Should I file Bankruptcy?
Should I file Bankruptcy? If so which one?
If you are considering bankruptcy as an option, I highly advise you to remove the personal emotions and treat it as if you would a business decision. Interview attorneys and make sound decisions.
Sit down with a pen and a few pieces of paper. List your income as it stands RIGHT NOW at this moment in time. What you take home each and every month. Then list out all your bills, every last one of them you can possibly think of, including what you pay for food, clothing and utilities. Everything you spend money on. If you are among the millions of people who are right now borrowing from Peter to pay Paul, taking cash advances on your credit cards to pay other credit cards, or using credit cards to pay for food, then it is time to seek bankruptcy protection. Most likely a Chapter 7
If you have enough money left over for little things, but are living paycheck to paycheck, then you might consider bankruptcy, most likely a Chapter 13. Alternatives are to seek credit reduction services to reduce your payments to the bank, or directly work with your bank to reduce your payments. Be wary, any payments that are lower than what the bank considers their minimum payment, will be reflected as late on your credit report. Any agreement you get from the bank to reduce your payment arrangements, make sure they put in writing that with these modifications they will be considered a modification to your minimum monthly payment. You can read more credit repair tips by clicking on How do I fix my credit after this is done?
What is a Chapter 7 Bankruptcy filing?
Chapter 7, known as straight bankruptcy, involves liquidating all assets that are not exempt. Exempt property may include cars, work-related tools and basic household furnishings. Some property may be sold by a court-appointed official – a trustee – or turned over to creditors. Both types of bankruptcy may get rid of unsecured debts and stop foreclosures, repossessions, garnishments, utility shut-offs, and debt collection activities. Both also provide exemptions that allow you to keep certain assets, although exemption amounts vary.

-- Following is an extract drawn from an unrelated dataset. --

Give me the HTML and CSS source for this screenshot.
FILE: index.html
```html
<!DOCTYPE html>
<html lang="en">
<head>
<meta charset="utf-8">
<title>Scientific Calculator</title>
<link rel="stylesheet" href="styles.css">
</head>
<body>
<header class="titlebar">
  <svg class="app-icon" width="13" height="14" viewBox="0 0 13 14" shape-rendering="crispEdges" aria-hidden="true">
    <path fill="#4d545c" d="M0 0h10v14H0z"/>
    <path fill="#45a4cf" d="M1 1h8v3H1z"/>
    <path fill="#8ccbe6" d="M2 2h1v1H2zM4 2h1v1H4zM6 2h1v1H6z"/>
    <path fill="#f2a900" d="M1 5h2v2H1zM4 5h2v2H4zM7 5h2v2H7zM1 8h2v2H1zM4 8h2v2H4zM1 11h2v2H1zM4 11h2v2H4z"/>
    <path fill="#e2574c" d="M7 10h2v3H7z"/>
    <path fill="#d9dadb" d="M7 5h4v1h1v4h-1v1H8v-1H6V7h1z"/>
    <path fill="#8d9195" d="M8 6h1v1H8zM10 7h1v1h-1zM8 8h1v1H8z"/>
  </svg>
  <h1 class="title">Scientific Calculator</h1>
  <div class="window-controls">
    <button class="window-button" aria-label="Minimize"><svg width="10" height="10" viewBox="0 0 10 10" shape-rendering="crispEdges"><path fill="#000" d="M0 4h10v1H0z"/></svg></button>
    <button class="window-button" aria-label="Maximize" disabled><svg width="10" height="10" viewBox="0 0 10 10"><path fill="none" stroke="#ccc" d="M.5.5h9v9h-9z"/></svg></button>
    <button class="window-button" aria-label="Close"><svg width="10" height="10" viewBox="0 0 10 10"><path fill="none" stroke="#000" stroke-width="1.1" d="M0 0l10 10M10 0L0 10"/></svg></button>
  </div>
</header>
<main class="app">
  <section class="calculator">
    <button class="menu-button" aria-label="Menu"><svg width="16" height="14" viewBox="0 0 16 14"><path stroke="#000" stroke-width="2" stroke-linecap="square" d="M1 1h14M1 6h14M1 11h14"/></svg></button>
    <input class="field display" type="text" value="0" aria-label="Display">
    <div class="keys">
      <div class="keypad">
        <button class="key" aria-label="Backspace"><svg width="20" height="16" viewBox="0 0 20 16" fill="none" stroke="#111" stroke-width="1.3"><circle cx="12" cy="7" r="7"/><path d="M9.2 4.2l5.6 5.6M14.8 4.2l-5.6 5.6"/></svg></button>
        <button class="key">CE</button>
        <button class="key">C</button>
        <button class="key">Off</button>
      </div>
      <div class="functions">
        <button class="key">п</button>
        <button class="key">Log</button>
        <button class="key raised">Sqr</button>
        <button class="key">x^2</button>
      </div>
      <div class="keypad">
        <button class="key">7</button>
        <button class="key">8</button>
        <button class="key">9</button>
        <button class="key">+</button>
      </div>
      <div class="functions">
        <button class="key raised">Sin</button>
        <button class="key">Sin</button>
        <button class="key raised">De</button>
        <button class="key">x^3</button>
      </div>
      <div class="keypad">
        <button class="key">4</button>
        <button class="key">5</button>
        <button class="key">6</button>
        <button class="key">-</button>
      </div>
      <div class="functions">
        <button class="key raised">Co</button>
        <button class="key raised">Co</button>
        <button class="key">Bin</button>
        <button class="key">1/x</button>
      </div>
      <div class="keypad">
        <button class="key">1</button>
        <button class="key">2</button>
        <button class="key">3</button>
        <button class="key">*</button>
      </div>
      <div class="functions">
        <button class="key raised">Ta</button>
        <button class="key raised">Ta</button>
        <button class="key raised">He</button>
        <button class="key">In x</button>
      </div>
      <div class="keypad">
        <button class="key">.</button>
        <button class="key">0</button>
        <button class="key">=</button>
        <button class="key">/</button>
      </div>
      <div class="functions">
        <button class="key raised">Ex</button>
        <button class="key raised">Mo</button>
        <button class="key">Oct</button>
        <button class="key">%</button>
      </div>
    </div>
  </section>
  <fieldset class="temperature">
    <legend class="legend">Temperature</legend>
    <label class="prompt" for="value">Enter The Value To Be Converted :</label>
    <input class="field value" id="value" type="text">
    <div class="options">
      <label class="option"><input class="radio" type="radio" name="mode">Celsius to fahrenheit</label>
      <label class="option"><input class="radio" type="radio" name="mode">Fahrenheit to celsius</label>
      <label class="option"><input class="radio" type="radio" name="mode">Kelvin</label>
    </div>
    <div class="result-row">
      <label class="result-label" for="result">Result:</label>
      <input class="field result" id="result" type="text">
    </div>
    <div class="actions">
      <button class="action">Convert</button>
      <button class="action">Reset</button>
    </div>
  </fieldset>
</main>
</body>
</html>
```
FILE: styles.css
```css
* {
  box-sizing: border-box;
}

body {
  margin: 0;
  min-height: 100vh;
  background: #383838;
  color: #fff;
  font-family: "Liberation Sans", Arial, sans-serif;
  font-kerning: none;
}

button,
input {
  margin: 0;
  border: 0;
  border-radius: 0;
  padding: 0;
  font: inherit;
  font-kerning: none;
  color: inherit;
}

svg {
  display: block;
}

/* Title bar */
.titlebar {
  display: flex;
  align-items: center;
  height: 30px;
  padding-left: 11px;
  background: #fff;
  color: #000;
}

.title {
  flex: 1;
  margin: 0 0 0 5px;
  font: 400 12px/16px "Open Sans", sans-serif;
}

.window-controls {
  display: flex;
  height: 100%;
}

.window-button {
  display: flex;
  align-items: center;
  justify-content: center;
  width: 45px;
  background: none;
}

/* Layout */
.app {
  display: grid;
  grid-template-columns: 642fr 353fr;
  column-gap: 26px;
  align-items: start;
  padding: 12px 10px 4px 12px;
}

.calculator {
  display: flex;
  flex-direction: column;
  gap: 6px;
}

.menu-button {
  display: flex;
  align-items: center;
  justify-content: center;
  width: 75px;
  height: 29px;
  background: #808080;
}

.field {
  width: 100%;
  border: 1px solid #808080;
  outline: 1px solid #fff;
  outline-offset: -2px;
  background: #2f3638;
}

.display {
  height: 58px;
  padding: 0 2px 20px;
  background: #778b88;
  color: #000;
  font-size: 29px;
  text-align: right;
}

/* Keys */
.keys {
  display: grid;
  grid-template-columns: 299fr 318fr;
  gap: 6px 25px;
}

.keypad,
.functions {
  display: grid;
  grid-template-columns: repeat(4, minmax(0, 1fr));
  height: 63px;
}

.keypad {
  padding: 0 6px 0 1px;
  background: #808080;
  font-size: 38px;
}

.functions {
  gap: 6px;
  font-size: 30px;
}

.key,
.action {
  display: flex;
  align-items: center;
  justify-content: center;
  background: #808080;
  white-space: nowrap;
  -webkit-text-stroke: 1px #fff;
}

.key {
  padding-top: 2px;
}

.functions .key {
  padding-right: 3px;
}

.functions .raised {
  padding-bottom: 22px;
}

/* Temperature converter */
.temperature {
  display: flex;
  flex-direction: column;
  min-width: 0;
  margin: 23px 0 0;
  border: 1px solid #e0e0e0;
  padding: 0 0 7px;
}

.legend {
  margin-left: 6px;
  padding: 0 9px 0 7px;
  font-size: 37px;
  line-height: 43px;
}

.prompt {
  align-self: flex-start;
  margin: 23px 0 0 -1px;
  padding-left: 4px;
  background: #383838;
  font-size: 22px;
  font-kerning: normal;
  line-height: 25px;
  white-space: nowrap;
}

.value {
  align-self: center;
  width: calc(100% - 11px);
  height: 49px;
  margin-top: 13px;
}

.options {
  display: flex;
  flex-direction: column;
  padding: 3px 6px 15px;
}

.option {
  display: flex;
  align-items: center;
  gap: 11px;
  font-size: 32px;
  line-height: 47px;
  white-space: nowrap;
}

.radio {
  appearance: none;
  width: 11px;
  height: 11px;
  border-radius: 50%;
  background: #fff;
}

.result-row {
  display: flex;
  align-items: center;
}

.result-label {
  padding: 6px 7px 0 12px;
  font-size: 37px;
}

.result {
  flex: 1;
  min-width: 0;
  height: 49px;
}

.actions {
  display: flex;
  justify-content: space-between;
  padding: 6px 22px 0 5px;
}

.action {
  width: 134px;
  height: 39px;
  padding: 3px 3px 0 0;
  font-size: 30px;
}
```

Personal bankruptcy usually does not erase child support, alimony, fines, taxes, and some student loan obligations. Also, unless you have an acceptable plan to catch up on your debt under Chapter 13, bankruptcy usually does not allow you to keep property when your creditor has an unpaid mortgage or lien on it. See our section on I just need more time to get back on my feet, what do I do?
What is a Chapter 13 Bankruptcy filing?
A Chapter 13 filing may be the preferred method for consumers with assets they don’t want to lose, and willing to retire as much of their debts as possible, but under a less-pressured structure. Some debt balances may be partially discharged, and the filer agrees to a monthly payment to the trustee for distribution to the remaining creditors.
Any bankruptcy is a serious mark against your credit record, but Chapter 13 filings may be perceived as slightly less serious than Chapter 7 filings since you are exhibiting an interest in retiring your debts.
Chapter 13 bankruptcy allows you, if you have a regular income and limited debt, to keep property, such as a mortgaged house or car, that you otherwise might lose. In Chapter 13, the court approves a repayment plan that allows you to pay off a default during a period of 3 to 5 years, rather than surrender any property.
If you have a predatory loan, or a loan that you feel has TIL (Truth in Lending) violations, here is a reality check for you. These figures are from companies who research loans for these violations.
All loans prior to January 1st 2007
90%-99% of all Pay Option ARMs HAVE TIL (Truth In Lending) VIOLATIONS
80%-95% of all negative amortization loans HAVE TIL VIOLATIONS
60%-80% of all 3 year/5 year/7 year Fixed to ARMs HAVE TIL VIOLATIONS
30%-60% of all ARM loans HAVE TIL VIOLATIONS
0-10% of all Fixed loans HAVE TIL VIOLATIONS
Your attorney can determine these damages by doing a loan audit, either internally or through an Attorney Support service. The Judge is the one who will actually calculate these damages once it is presented in court. There have been successful cases where principle reduction has been allowed under certain circumstances.
There are other Bankruptcy filings you will see, like Chapter 11 or Chapter 20. These are more complex bankruptcies, usually for higher dollar values or bankruptcy conversions to other types of bankruptcies. For example, if you have filed a chapter 7 you can later file a chapter 13. This is what is referred to as a Chapter 20. Make sure you talk to several attorneys and choose the one you feel more comfortable with.